===== INFORMATION SHOWN

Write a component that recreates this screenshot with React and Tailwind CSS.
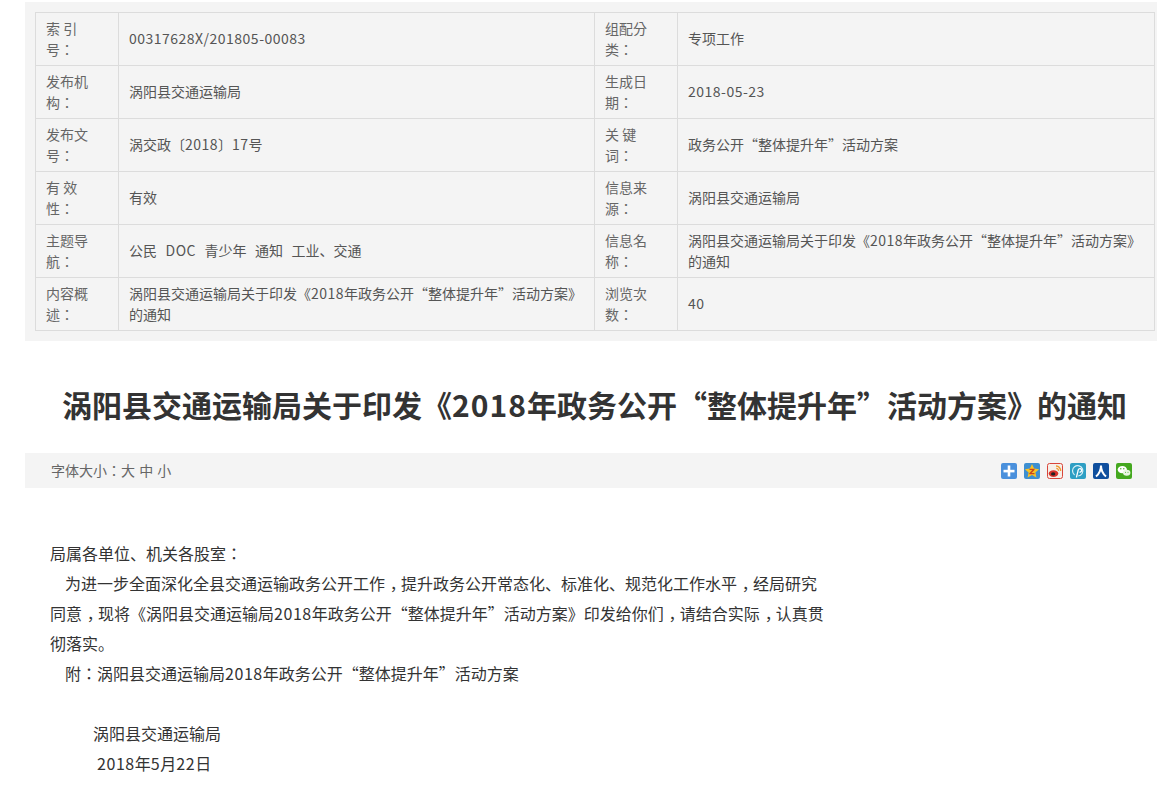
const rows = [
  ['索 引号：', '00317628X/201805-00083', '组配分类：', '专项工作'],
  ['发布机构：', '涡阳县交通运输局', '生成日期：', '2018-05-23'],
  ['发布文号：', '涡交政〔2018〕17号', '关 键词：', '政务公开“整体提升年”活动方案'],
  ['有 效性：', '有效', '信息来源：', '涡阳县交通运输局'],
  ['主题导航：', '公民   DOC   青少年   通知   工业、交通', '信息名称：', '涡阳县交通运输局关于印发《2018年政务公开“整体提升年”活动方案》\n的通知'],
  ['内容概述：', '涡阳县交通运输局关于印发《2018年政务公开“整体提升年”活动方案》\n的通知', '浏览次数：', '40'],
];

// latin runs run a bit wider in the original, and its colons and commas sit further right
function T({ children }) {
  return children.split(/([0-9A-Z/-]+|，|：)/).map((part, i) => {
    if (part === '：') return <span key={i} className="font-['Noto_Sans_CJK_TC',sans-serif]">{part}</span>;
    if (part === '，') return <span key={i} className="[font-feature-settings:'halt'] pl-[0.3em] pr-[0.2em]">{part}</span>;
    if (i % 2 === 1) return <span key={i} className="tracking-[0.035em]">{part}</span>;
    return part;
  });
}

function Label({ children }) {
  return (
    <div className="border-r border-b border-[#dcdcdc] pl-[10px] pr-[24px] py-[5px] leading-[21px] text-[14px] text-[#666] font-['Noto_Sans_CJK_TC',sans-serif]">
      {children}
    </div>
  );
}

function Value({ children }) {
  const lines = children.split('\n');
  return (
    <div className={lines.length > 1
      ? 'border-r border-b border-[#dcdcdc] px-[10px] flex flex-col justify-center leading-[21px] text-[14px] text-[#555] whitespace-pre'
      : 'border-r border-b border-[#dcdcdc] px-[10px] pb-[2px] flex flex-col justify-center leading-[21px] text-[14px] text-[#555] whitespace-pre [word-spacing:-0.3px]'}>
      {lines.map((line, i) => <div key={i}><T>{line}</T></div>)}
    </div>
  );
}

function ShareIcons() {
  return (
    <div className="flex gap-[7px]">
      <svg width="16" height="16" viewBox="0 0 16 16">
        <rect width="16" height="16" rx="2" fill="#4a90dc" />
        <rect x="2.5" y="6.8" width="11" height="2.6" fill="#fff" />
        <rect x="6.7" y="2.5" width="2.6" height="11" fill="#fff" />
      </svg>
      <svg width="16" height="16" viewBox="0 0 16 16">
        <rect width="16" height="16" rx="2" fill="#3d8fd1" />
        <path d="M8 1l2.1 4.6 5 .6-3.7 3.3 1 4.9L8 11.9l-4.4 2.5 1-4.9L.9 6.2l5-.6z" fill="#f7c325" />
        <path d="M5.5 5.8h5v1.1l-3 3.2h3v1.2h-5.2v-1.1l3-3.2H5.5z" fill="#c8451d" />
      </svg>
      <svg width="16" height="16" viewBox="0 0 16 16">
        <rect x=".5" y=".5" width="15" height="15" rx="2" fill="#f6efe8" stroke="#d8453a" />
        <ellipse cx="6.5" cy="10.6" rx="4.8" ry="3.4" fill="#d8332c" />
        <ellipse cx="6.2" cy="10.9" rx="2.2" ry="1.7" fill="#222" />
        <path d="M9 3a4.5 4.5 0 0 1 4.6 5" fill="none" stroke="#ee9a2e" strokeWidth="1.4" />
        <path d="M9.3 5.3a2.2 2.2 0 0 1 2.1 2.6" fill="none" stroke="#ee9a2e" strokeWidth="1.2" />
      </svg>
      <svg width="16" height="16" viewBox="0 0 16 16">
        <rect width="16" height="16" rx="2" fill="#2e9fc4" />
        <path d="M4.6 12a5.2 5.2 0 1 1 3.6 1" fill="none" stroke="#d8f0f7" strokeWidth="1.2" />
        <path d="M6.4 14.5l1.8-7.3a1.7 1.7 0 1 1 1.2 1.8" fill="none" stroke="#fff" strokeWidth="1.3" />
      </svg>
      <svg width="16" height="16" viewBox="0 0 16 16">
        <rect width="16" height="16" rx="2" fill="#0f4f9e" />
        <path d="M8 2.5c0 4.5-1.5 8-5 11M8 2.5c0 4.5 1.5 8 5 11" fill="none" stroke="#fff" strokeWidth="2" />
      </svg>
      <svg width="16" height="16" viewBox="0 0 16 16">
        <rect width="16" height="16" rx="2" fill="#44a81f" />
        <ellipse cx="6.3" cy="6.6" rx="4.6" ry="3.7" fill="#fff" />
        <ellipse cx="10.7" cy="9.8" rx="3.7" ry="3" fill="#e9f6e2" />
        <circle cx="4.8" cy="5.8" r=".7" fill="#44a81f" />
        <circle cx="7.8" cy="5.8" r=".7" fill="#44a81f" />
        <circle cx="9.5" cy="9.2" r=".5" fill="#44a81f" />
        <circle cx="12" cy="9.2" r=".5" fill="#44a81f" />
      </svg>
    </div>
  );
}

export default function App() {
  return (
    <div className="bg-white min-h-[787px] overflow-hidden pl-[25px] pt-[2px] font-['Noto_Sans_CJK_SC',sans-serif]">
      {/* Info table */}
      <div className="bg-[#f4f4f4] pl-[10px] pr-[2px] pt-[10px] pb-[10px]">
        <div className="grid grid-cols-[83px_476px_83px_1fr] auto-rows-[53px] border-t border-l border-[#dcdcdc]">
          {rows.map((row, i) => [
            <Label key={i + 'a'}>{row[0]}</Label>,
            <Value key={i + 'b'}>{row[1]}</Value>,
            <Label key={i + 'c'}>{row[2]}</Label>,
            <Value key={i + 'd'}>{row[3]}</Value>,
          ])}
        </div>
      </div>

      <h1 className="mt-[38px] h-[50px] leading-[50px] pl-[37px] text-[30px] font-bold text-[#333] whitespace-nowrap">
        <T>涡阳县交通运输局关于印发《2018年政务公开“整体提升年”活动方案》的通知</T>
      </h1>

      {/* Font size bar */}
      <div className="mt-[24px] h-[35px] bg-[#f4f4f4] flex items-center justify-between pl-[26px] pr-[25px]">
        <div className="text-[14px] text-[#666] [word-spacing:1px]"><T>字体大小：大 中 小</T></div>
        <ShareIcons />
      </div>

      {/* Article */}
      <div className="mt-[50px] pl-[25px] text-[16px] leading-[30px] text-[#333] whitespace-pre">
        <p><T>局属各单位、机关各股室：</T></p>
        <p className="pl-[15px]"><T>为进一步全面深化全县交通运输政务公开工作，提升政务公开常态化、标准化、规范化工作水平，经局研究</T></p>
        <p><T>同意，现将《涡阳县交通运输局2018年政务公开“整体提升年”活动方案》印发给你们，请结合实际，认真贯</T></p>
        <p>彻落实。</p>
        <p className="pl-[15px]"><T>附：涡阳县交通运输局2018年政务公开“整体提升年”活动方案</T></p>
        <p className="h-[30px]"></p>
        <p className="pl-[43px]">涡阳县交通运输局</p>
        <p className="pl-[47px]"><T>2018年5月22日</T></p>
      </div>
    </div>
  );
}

==========

> EXERCISE:
Leave out all pictures, then copy the remaining material exactly.

> SOLUTION FOR THIS TASK:
Write a component that recreates this screenshot with React and Tailwind CSS.
const rows = [
  ['索 引号：', '00317628X/201805-00083', '组配分类：', '专项工作'],
  ['发布机构：', '涡阳县交通运输局', '生成日期：', '2018-05-23'],
  ['发布文号：', '涡交政〔2018〕17号', '关 键词：', '政务公开“整体提升年”活动方案'],
  ['有 效性：', '有效', '信息来源：', '涡阳县交通运输局'],
  ['主题导航：', '公民   DOC   青少年   通知   工业、交通', '信息名称：', '涡阳县交通运输局关于印发《2018年政务公开“整体提升年”活动方案》\n的通知'],
  ['内容概述：', '涡阳县交通运输局关于印发《2018年政务公开“整体提升年”活动方案》\n的通知', '浏览次数：', '40'],
];

// latin runs run a bit wider in the original, and its colons and commas sit further right
function T({ children }) {
  return children.split(/([0-9A-Z/-]+|，|：)/).map((part, i) => {
    if (part === '：') return <span key={i} className="font-['Noto_Sans_CJK_TC',sans-serif]">{part}</span>;
    if (part === '，') return <span key={i} className="[font-feature-settings:'halt'] pl-[0.3em] pr-[0.2em]">{part}</span>;
    if (i % 2 === 1) return <span key={i} className="tracking-[0.035em]">{part}</span>;
    return part;
  });
}

function Label({ children }) {
  return (
    <div className="border-r border-b border-[#dcdcdc] pl-[10px] pr-[24px] py-[5px] leading-[21px] text-[14px] text-[#666] font-['Noto_Sans_CJK_TC',sans-serif]">
      {children}
    </div>
  );
}

function Value({ children }) {
  const lines = children.split('\n');
  return (
    <div className={lines.length > 1
      ? 'border-r border-b border-[#dcdcdc] px-[10px] flex flex-col justify-center leading-[21px] text-[14px] text-[#555] whitespace-pre'
      : 'border-r border-b border-[#dcdcdc] px-[10px] pb-[2px] flex flex-col justify-center leading-[21px] text-[14px] text-[#555] whitespace-pre [word-spacing:-0.3px]'}>
      {lines.map((line, i) => <div key={i}><T>{line}</T></div>)}
    </div>
  );
}

function ShareIcons() {
  return (
    <div className="flex gap-[7px]">
      <svg width="16" height="16" viewBox="0 0 16 16">
        <rect width="16" height="16" rx="2" fill="#4a90dc" />
        <rect x="2.5" y="6.8" width="11" height="2.6" fill="#fff" />
        <rect x="6.7" y="2.5" width="2.6" height="11" fill="#fff" />
      </svg>
      <svg width="16" height="16" viewBox="0 0 16 16">
        <rect width="16" height="16" rx="2" fill="#3d8fd1" />
        <path d="M8 1l2.1 4.6 5 .6-3.7 3.3 1 4.9L8 11.9l-4.4 2.5 1-4.9L.9 6.2l5-.6z" fill="#f7c325" />
        <path d="M5.5 5.8h5v1.1l-3 3.2h3v1.2h-5.2v-1.1l3-3.2H5.5z" fill="#c8451d" />
      </svg>
      <svg width="16" height="16" viewBox="0 0 16 16">
        <rect x=".5" y=".5" width="15" height="15" rx="2" fill="#f6efe8" stroke="#d8453a" />
        <ellipse cx="6.5" cy="10.6" rx="4.8" ry="3.4" fill="#d8332c" />
        <ellipse cx="6.2" cy="10.9" rx="2.2" ry="1.7" fill="#222" />
        <path d="M9 3a4.5 4.5 0 0 1 4.6 5" fill="none" stroke="#ee9a2e" strokeWidth="1.4" />
        <path d="M9.3 5.3a2.2 2.2 0 0 1 2.1 2.6" fill="none" stroke="#ee9a2e" strokeWidth="1.2" />
      </svg>
      <svg width="16" height="16" viewBox="0 0 16 16">
        <rect width="16" height="16" rx="2" fill="#2e9fc4" />
        <path d="M4.6 12a5.2 5.2 0 1 1 3.6 1" fill="none" stroke="#d8f0f7" strokeWidth="1.2" />
        <path d="M6.4 14.5l1.8-7.3a1.7 1.7 0 1 1 1.2 1.8" fill="none" stroke="#fff" strokeWidth="1.3" />
      </svg>
      <svg width="16" height="16" viewBox="0 0 16 16">
        <rect width="16" height="16" rx="2" fill="#0f4f9e" />
        <path d="M8 2.5c0 4.5-1.5 8-5 11M8 2.5c0 4.5 1.5 8 5 11" fill="none" stroke="#fff" strokeWidth="2" />
      </svg>
      <svg width="16" height="16" viewBox="0 0 16 16">
        <rect width="16" height="16" rx="2" fill="#44a81f" />
        <ellipse cx="6.3" cy="6.6" rx="4.6" ry="3.7" fill="#fff" />
        <ellipse cx="10.7" cy="9.8" rx="3.7" ry="3" fill="#e9f6e2" />
        <circle cx="4.8" cy="5.8" r=".7" fill="#44a81f" />
        <circle cx="7.8" cy="5.8" r=".7" fill="#44a81f" />
        <circle cx="9.5" cy="9.2" r=".5" fill="#44a81f" />
        <circle cx="12" cy="9.2" r=".5" fill="#44a81f" />
      </svg>
    </div>
  );
}

export default function App() {
  return (
    <div className="bg-white min-h-[787px] overflow-hidden pl-[25px] pt-[2px] font-['Noto_Sans_CJK_SC',sans-serif]">
      {/* Info table */}
      <div className="bg-[#f4f4f4] pl-[10px] pr-[2px] pt-[10px] pb-[10px]">
        <div className="grid grid-cols-[83px_476px_83px_1fr] auto-rows-[53px] border-t border-l border-[#dcdcdc]">
          {rows.map((row, i) => [
            <Label key={i + 'a'}>{row[0]}</Label>,
            <Value key={i + 'b'}>{row[1]}</Value>,
            <Label key={i + 'c'}>{row[2]}</Label>,
            <Value key={i + 'd'}>{row[3]}</Value>,
          ])}
        </div>
      </div>

      <h1 className="mt-[38px] h-[50px] leading-[50px] pl-[37px] text-[30px] font-bold text-[#333] whitespace-nowrap">
        <T>涡阳县交通运输局关于印发《2018年政务公开“整体提升年”活动方案》的通知</T>
      </h1>

      {/* Font size bar */}
      <div className="mt-[24px] h-[35px] bg-[#f4f4f4] flex items-center justify-between pl-[26px] pr-[25px]">
        <div className="text-[14px] text-[#666] [word-spacing:1px]"><T>字体大小：大 中 小</T></div>
        <ShareIcons />
      </div>

      {/* Article */}
      <div className="mt-[50px] pl-[25px] text-[16px] leading-[30px] text-[#333] whitespace-pre">
        <p><T>局属各单位、机关各股室：</T></p>
        <p className="pl-[15px]"><T>为进一步全面深化全县交通运输政务公开工作，提升政务公开常态化、标准化、规范化工作水平，经局研究</T></p>
        <p><T>同意，现将《涡阳县交通运输局2018年政务公开“整体提升年”活动方案》印发给你们，请结合实际，认真贯</T></p>
        <p>彻落实。</p>
        <p className="pl-[15px]"><T>附：涡阳县交通运输局2018年政务公开“整体提升年”活动方案</T></p>
        <p className="h-[30px]"></p>
        <p className="pl-[43px]">涡阳县交通运输局</p>
        <p className="pl-[47px]"><T>2018年5月22日</T></p>
      </div>
    </div>
  );
}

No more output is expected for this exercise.